Il faut couronner nos efforts ; ceux que nous avons déployés depuis le 27 novembre 1966, date de la publication de « L’appel aux tribus d’Ebunie » et du manifeste du Parti nationaliste. Le travail doit cesser sur l’étendue du territoire. C’est la grève générale.
Songez à Biaka Boda, à Boka Ernest et à beaucoup d’autres morts dans des conditions mystérieuses à Yamoussoukro, cimetière de nos élites, et vous vous apercevrez que les préoccupations majeures d’Houphouët-Boigny sont le meurtre. Doit-on continuer ainsi dans l’impunité ? Depuis dix ans, Houphouët et ses amis n’ont jamais su faire la différence entre l’honneur et la servitude, le mensonge et la vérité, leurs intérêts et ceux du pays. Je vous demande un effort particulier qui nous permette d’arracher notre pays aux étrangers, de prendre en main nos propres affaires, de devenir les bénéficiaires directs de nos sacrifices. Mettez votre vie au service du gouvernement nationaliste. Qui êtes-vous ? Des hommes ou des animaux pour trembler de peur. Il est trop tard, à présent, pour rêver d’élections.
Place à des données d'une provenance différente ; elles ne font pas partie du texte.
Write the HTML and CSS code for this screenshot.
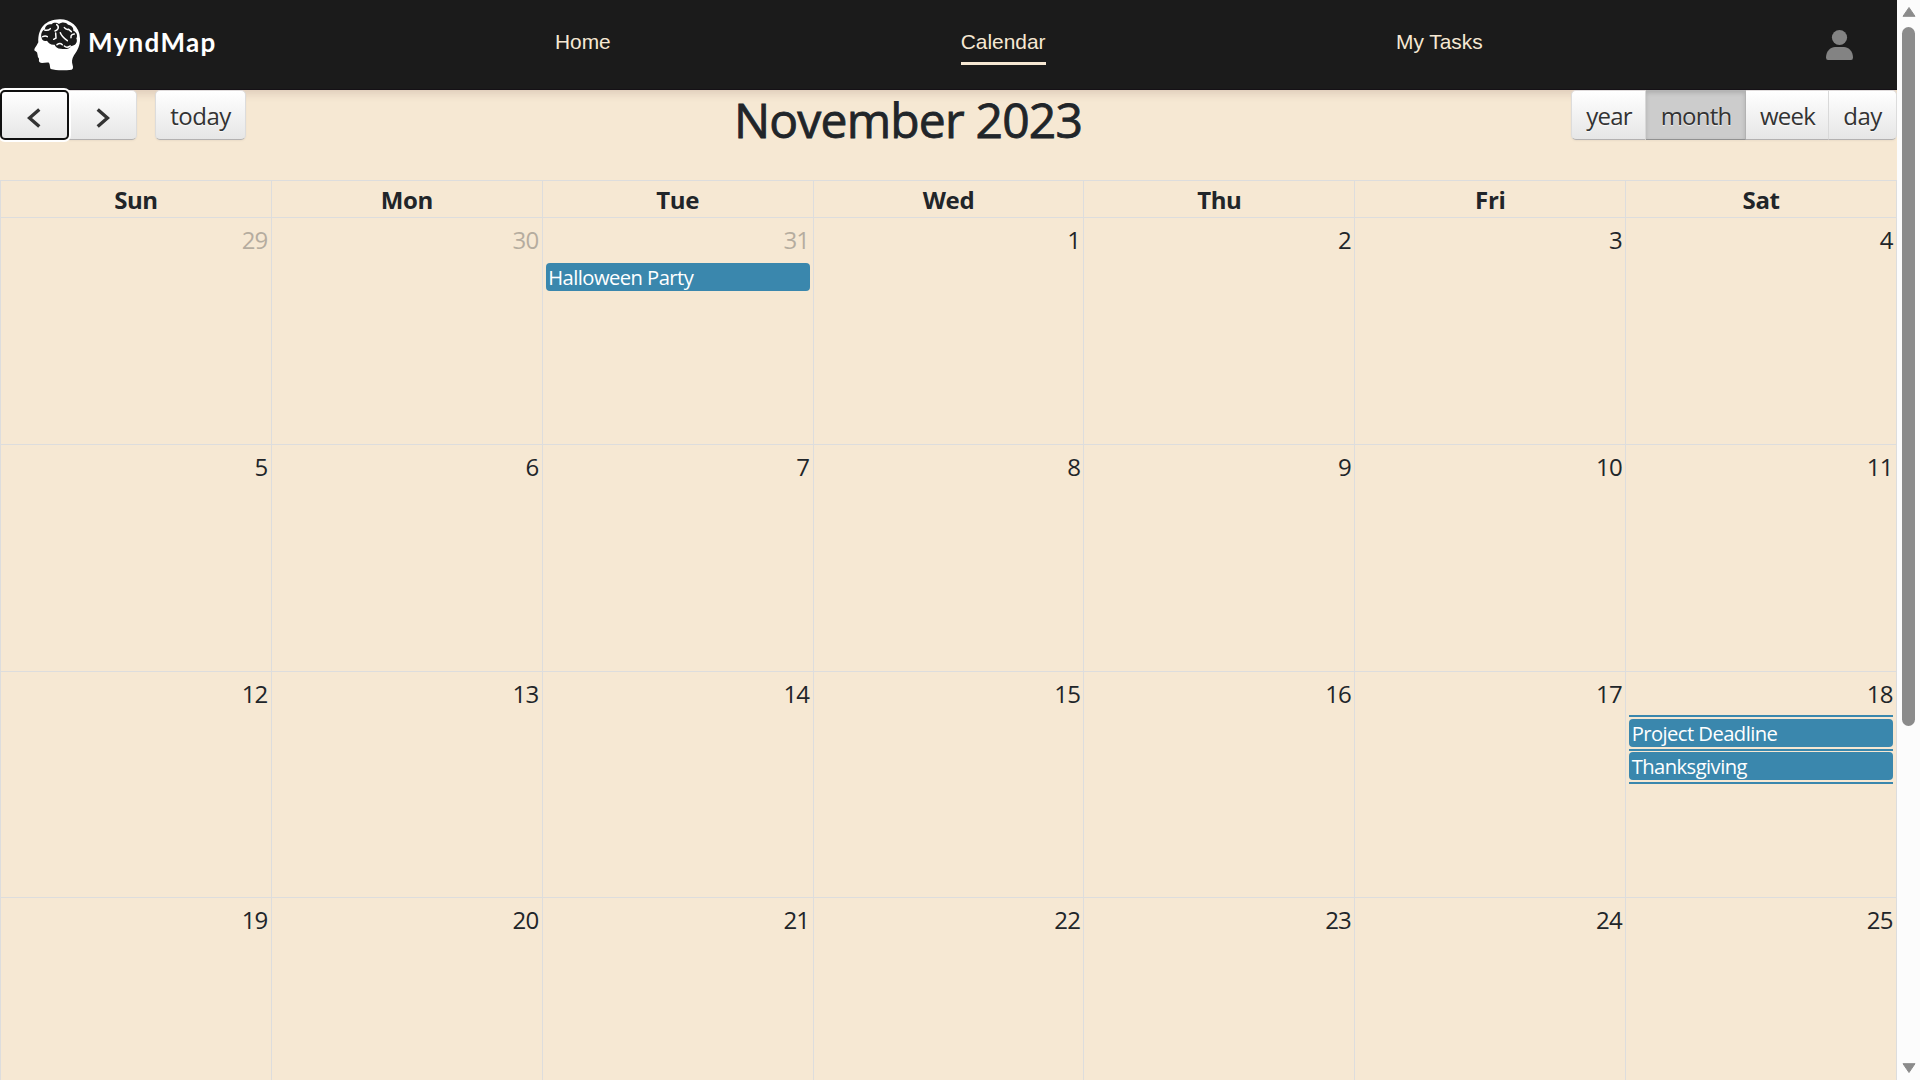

Il faut se battre maintenant. Il faut se battre avec tous les moyens, même avec nos mains nues. Dussions-nous y mettre le prix en hommes et en sang. Le sang parle mieux aux masses, car c’est le vrai langage de la politique. Ecrasons pour toujours ces assassins et ces escrocs du Pdci. Frappez fort, cognez fort !
Soldats, gendarmes, policiers, à tous, Houphouët et ses amis vous demandent de porter le fer dans votre chair, de répandre la mort dans vos foyers, de détruire vos familles. Pour quelle récompense ? Asseoir définitivement la suprématie tribale des Baoulé. Si vous le faites, ce n’est pas par discipline mais par bêtise. La vraie discipline vous rangera aux côtés du gouvernement nationaliste pour arracher le pays à l’exploitation des étrangers. Si vous tuez vos enfants et vos frères pour de l’argent, vous ne serez jamais les maîtres chez nous. Est-ce cela que vous souhaitez vraiment ? Halte aux crimes odieux de Houphouët.
La situation particulière de la Côte d’Ivoire (colonie déguisée) explique aisément la présence des troupes françaises sur notre sol et leurs fréquentes interventions dans nos affaires. L’armée française doit quitter le pays et ne doit, en aucun cas, prendre part à nos querelles. Pourquoi le gouvernement français veut-il imposer le régime de Félix Houphouët-Boigny ?
A présent, les positions sont claires, les options précises : Houphouët n’est plus notre chef et ne le sera plus, n’en déplaise au gouvernement français. Jusqu’à la convocation, à Abidjan, de l’Assemblée consultative, j’assume le pouvoir politique et militaire à la tête du gouvernement d’union nationale.
A ce titre, je décrète la mobilisation de toutes les forces vives du pays et invite paysans, travailleurs, soldats policiers, gendarmes, chômeurs, élèves, étudiants, anciens combattants, à se mettre sans tarder à la disposition du gouvernement nationaliste établi à Gagnoa. Organisez partout des comités de soutien à l’Etat d’Ebunie.
Vive le gouvernement provisoire nationaliste.